The security protection of cloud systems has been devised by some of the world's best software developers and data security staff, and they’re pretty good at keeping things safe online.


For instance, in case of a server failure, the cloud system simply uses one of the multiple back servers. Your charging station won’t even notice any change.


We see a similar development regarding communication reliability. Although 5G and LTE systems become more and more reliable, thousands of experts are continuously improving these systems. Despite the constant security upgrades and network updates, the systems continue uninterrupted due to the use of multiple back servers.


The energy market often uses private networks with more secure devices connected to autonomous vehicles or fast trains.


Conclusion


The EV market is changing rapidly.


The development is much faster than we can recognize from the energy and utility industry.

Local control systems are extremely slow to adapt.

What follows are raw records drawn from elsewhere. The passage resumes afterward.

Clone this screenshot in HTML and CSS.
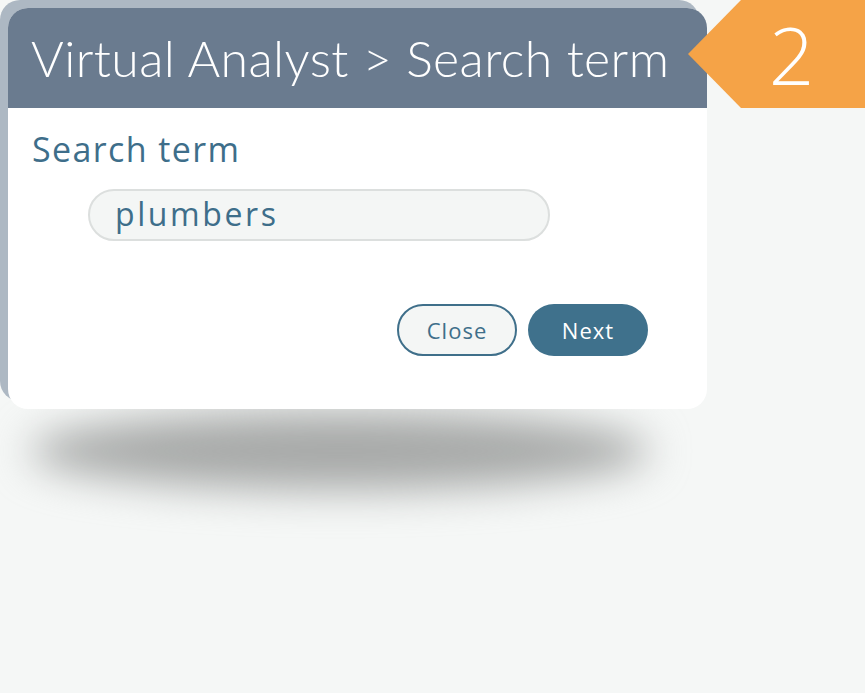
FILE: index.html
```html
<!DOCTYPE html>
<html>
<head>
<meta charset="utf-8">
<link rel="stylesheet" href="styles.css">
</head>
<body>
<div class="stage">
  <div class="card">
    <div class="card-head">
      <h1 class="title">Virtual Analyst &gt; Search term</h1>
    </div>
    <div class="card-body">
      <div class="label">Search term</div>
      <div class="field">plumbers</div>
      <div class="actions">
        <button class="btn btn-close">Close</button>
        <button class="btn btn-next">Next</button>
      </div>
    </div>
  </div>
  <div class="shadow"></div>
  <div class="step">2</div>
</div>
</body>
</html>
```

FILE: styles.css
```css
html, body {
  margin: 0;
  padding: 0;
  background: #f5f7f6;
}
.stage {
  position: relative;
  width: 865px;
  height: 693px;
  overflow: hidden;
  padding: 8px 0 0 8px;
  box-sizing: border-box;
}
.card {
  position: relative;
  z-index: 2;
  width: 699px;
  height: 401px;
  background: #ffffff;
  border-radius: 20px;
  box-shadow: -8px -8px 0 #adb8c3;
  display: flex;
  flex-direction: column;
}
.card-head {
  height: 100px;
  background: #6a7b8f;
  border-radius: 20px 20px 0 0;
  display: flex;
  align-items: center;
  padding-left: 23px;
}
.title {
  margin: 0;
  font-family: Lato, sans-serif;
  font-weight: 300;
  font-size: 50px;
  color: #ffffff;
  letter-spacing: 0.4px;
}
.card-body {
  padding: 21px 0 0 24px;
  display: flex;
  flex-direction: column;
}
.label {
  font-family: "Open Sans", sans-serif;
  font-size: 34px;
  letter-spacing: 1.4px;
  color: #3e6e8a;
  line-height: 40px;
}
.field {
  margin: 20px 0 0 56px;
  width: 462px;
  height: 52px;
  box-sizing: border-box;
  border: 2px solid #dcdfde;
  border-radius: 26px;
  background: #f4f6f5;
  font-family: "Open Sans", sans-serif;
  font-size: 32px;
  letter-spacing: 2.6px;
  line-height: 46px;
  color: #3e6e8a;
  padding-left: 25px;
}
.actions {
  display: flex;
  gap: 11px;
  margin: 63px 0 0 365px;
}
.btn {
  width: 120px;
  height: 52px;
  border-radius: 26px;
  font-family: "Open Sans", sans-serif;
  font-size: 22px;
  letter-spacing: 1px;
  box-sizing: border-box;
  padding: 0;
}
.btn-close {
  background: #f4f6f5;
  border: 2px solid #3f6f8a;
  color: #3f6f8a;
}
.btn-next {
  background: #3f718c;
  border: none;
  color: #ffffff;
}
.shadow {
  position: absolute;
  left: 30px;
  top: 412px;
  width: 620px;
  height: 78px;
  border-radius: 50%;
  background: #a7a9a8;
  filter: blur(20px);
  z-index: 1;
}
.step {
  position: absolute;
  z-index: 3;
  top: 0;
  right: 0;
  width: 177px;
  height: 108px;
  background: #f5a347;
  clip-path: polygon(53px 0, 177px 0, 177px 108px, 53px 108px, 0 54px);
  color: #ffffff;
  font-family: "Open Sans", sans-serif;
  font-weight: 300;
  font-size: 80px;
  line-height: 108px;
  box-sizing: border-box;
  padding-left: 30px;
  text-align: center;
}
```
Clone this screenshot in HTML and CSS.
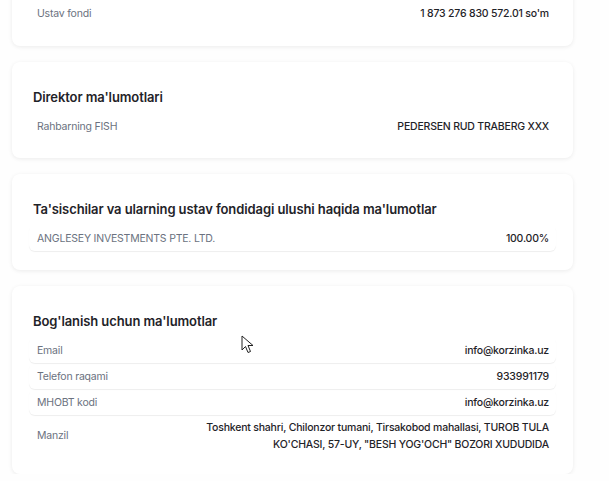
FILE: index.html
```html
<!DOCTYPE html>
<html lang="uz">
<head>
    <meta charset="UTF-8">
    <meta name="viewport" content="width=device-width, initial-scale=1.0">
    <title>Korxona ma'lumotlari</title>
    <link rel="stylesheet" href="styles.css">
</head>
<body>

    <div class="cards">
        <div class="card card-top">
            <div class="row flat">
                <span class="label">Ustav fondi</span>
                <span class="value">1 873 276 830 572.01 so'm</span>
            </div>
        </div>

        <div class="card">
            <h2>Direktor ma'lumotlari</h2>
            <div class="row flat">
                <span class="label">Rahbarning FISH</span>
                <span class="value">PEDERSEN RUD TRABERG XXX</span>
            </div>
        </div>

        <div class="card">
            <h2>Ta'sischilar va ularning ustav fondidagi ulushi haqida ma'lumotlar</h2>
            <div class="row">
                <span class="label">ANGLESEY INVESTMENTS PTE. LTD.</span>
                <span class="value">100.00%</span>
            </div>
        </div>

        <div class="card">
            <h2>Bog'lanish uchun ma'lumotlar</h2>
            <div class="row">
                <span class="label">Email</span>
                <span class="value">info@korzinka.uz</span>
            </div>
            <div class="row">
                <span class="label">Telefon raqami</span>
                <span class="value">933991179</span>
            </div>
            <div class="row">
                <span class="label">MHOBT kodi</span>
                <span class="value">info@korzinka.uz</span>
            </div>
            <div class="row flat">
                <span class="label">Manzil</span>
                <span class="value address">Toshkent shahri, Chilonzor tumani, Tirsakobod mahallasi, TUROB TULA KO'CHASI, 57-UY, "BESH YOG'OCH" BOZORI XUDUDIDA</span>
            </div>
        </div>
    </div>

    <!-- sichqoncha ko'rsatkichi -->
    <svg class="cursor" width="13" height="20" viewBox="0 0 13 20">
        <path d="M1 1 L1 15 L4.5 11.5 L7 17.5 L9.5 16.5 L7 10.5 L12 10.5 Z" fill="#fff" stroke="#222" stroke-width="1" stroke-linejoin="round"/>
    </svg>

</body>
</html>
```

FILE: styles.css
```css
body {
    font-family: Inter, "Noto Sans", sans-serif;
    background-color: #fefefe;
    margin: 0;
    padding: 0 36px 0 12px;
    color: #1f2328;
}
.cards {
    display: flex;
    flex-direction: column;
    gap: 16px;
    margin-top: -20px;
}
.card {
    background-color: white;
    border-radius: 8px;
    box-shadow: 0 1px 4px rgba(0, 0, 0, 0.08);
    padding: 26px 17px 19px;
}
.card-top {
    padding-top: 20px;
    padding-bottom: 20px;
}
h2 {
    font-size: 13px;
    font-weight: 600;
    margin: 0 0 7px 4px;
    line-height: 18px;
    letter-spacing: -0.1px;
}
.row {
    display: flex;
    justify-content: space-between;
    align-items: center;
    gap: 20px;
    min-height: 26px;
    padding: 0 7px 0 8px;
    border-radius: 6px;
    box-shadow: 0 1px 1px rgba(0, 0, 0, 0.07);
    font-size: 10.5px;
    letter-spacing: -0.2px;
}
.row.flat {
    box-shadow: none;
}
.label {
    color: #6b7280;
}
.value {
    color: #1f2328;
    font-weight: 500;
    text-align: right;
}
.address {
    max-width: 360px;
    line-height: 17px;
    padding: 4px 0 2px;
}
.cursor {
    position: absolute;
    left: 241px;
    top: 335px;
}
```
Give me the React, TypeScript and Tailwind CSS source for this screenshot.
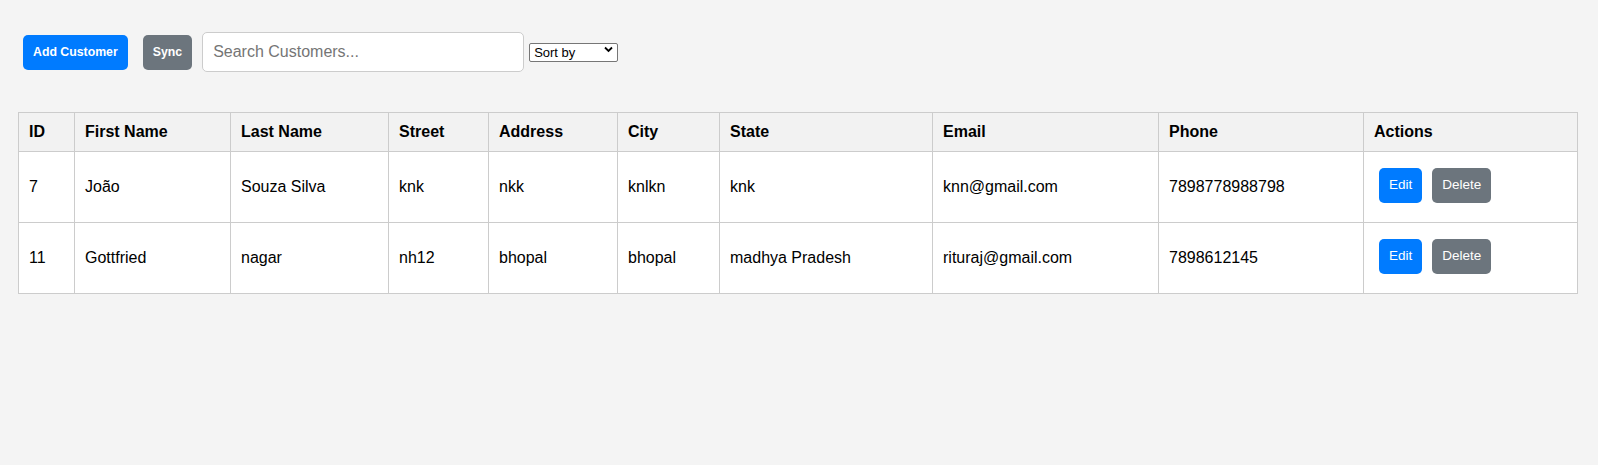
import { useState } from 'react';

type Customer = {
  id: number;
  firstName: string;
  lastName: string;
  street: string;
  address: string;
  city: string;
  state: string;
  email: string;
  phone: string;
};

const CUSTOMERS: Customer[] = [
  {
    id: 7,
    firstName: 'João',
    lastName: 'Souza Silva',
    street: 'knk',
    address: 'nkk',
    city: 'knlkn',
    state: 'knk',
    email: 'knn@gmail.com',
    phone: '7898778988798',
  },
  {
    id: 11,
    firstName: 'Gottfried',
    lastName: 'nagar',
    street: 'nh12',
    address: 'bhopal',
    city: 'bhopal',
    state: 'madhya Pradesh',
    email: 'rituraj@gmail.com',
    phone: '7898612145',
  },
];

const COLUMNS = [
  { label: 'ID', width: 'w-[56px]' },
  { label: 'First Name', width: 'w-[156px]' },
  { label: 'Last Name', width: 'w-[158px]' },
  { label: 'Street', width: 'w-[100px]' },
  { label: 'Address', width: 'w-[129px]' },
  { label: 'City', width: 'w-[102px]' },
  { label: 'State', width: 'w-[213px]' },
  { label: 'Email', width: 'w-[226px]' },
  { label: 'Phone', width: 'w-[205px]' },
  { label: 'Actions', width: 'w-[214px]' },
];

const cell = 'border border-[#cccccc] px-[10px] text-left align-middle';

export default function App() {
  const [query, setQuery] = useState('');
  const [sort, setSort] = useState('');

  const rows = CUSTOMERS.filter((c) =>
    [c.firstName, c.lastName, c.email, c.city].join(' ').toLowerCase().includes(query.toLowerCase())
  );

  return (
    <div className="min-h-screen bg-[#f4f4f4] px-[18px] pt-[32px] font-['Liberation_Sans',Arial,sans-serif] text-black">
      {/* toolbar */}
      <div className="flex h-[40px] items-center pl-[5px]">
        <button className="h-[35px] rounded-[5px] bg-[#007bff] px-[10px] text-[12.3px] font-bold text-white">
          Add Customer
        </button>
        <button className="ml-[15px] h-[35px] rounded-[5px] bg-[#6c757d] px-[10px] text-[12.3px] font-bold text-white">
          Sync
        </button>
        <input
          value={query}
          onChange={(e) => setQuery(e.target.value)}
          placeholder="Search Customers..."
          className="ml-[10px] h-[40px] w-[322px] rounded-[5px] border border-[#cccccc] bg-white px-[10px] text-[16px] placeholder:text-[#757575] focus:outline-none"
        />
        <div className="relative ml-[5px]">
          <select
            value={sort}
            onChange={(e) => setSort(e.target.value)}
            className="h-[19px] w-[89px] appearance-none rounded-[2px] border border-[#767676] bg-white pl-[4px] text-[13px] leading-[17px] text-black"
          >
            <option value="">Sort by</option>
            <option value="firstName">First Name</option>
            <option value="lastName">Last Name</option>
            <option value="email">Email</option>
          </select>
          <svg
            className="pointer-events-none absolute right-[5px] top-[6px]"
            width="9"
            height="7"
            viewBox="0 0 9 7"
          >
            <path d="M1 1.5 L4.5 5 L8 1.5" fill="none" stroke="#000" strokeWidth="1.8" />
          </svg>
        </div>
      </div>

      {/* customers table */}
      <table className="mt-[40px] w-[1560px] table-fixed border-collapse text-[16px]">
        <colgroup>
          {COLUMNS.map((col) => (
            <col key={col.label} className={col.width} />
          ))}
        </colgroup>
        <thead>
          <tr className="bg-[#f2f2f2]">
            {COLUMNS.map((col) => (
              <th key={col.label} className={`${cell} h-[39px] py-0 font-bold leading-[18px]`}>
                {col.label}
              </th>
            ))}
          </tr>
        </thead>
        <tbody className="bg-white">
          {rows.map((c) => (
            <tr key={c.id}>
              <td className={`${cell} h-[71px]`}>{c.id}</td>
              <td className={cell}>{c.firstName}</td>
              <td className={cell}>{c.lastName}</td>
              <td className={cell}>{c.street}</td>
              <td className={cell}>{c.address}</td>
              <td className={cell}>{c.city}</td>
              <td className={cell}>{c.state}</td>
              <td className={cell}>{c.email}</td>
              <td className={cell}>{c.phone}</td>
              <td className={cell}>
                <div className="mb-[4px] flex gap-[10px] pl-[5px]">
                  <button className="h-[35px] rounded-[5px] bg-[#007bff] px-[10px] text-[13.5px] text-white">
                    Edit
                  </button>
                  <button className="h-[35px] rounded-[5px] bg-[#6c757d] px-[10px] text-[13.5px] text-white">
                    Delete
                  </button>
                </div>
              </td>
            </tr>
          ))}
        </tbody>
      </table>
    </div>
  );
}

Local load management solutions will inherently limit development, rather than enable intelligent EV charging.


Consequently, local systems are often more expensive and time-consuming to implement on-site, and worse still, local Smart Charging Systems are quickly outdated.


On the other hand, smart charging systems are learning and adapting every day. New concepts such as the smart charging plug-in of ampcontrol.io suddenly become available for any charging point operator in the world.


They stay 100% up-to-date, contain multiple backup versions, and outperform other charing methods.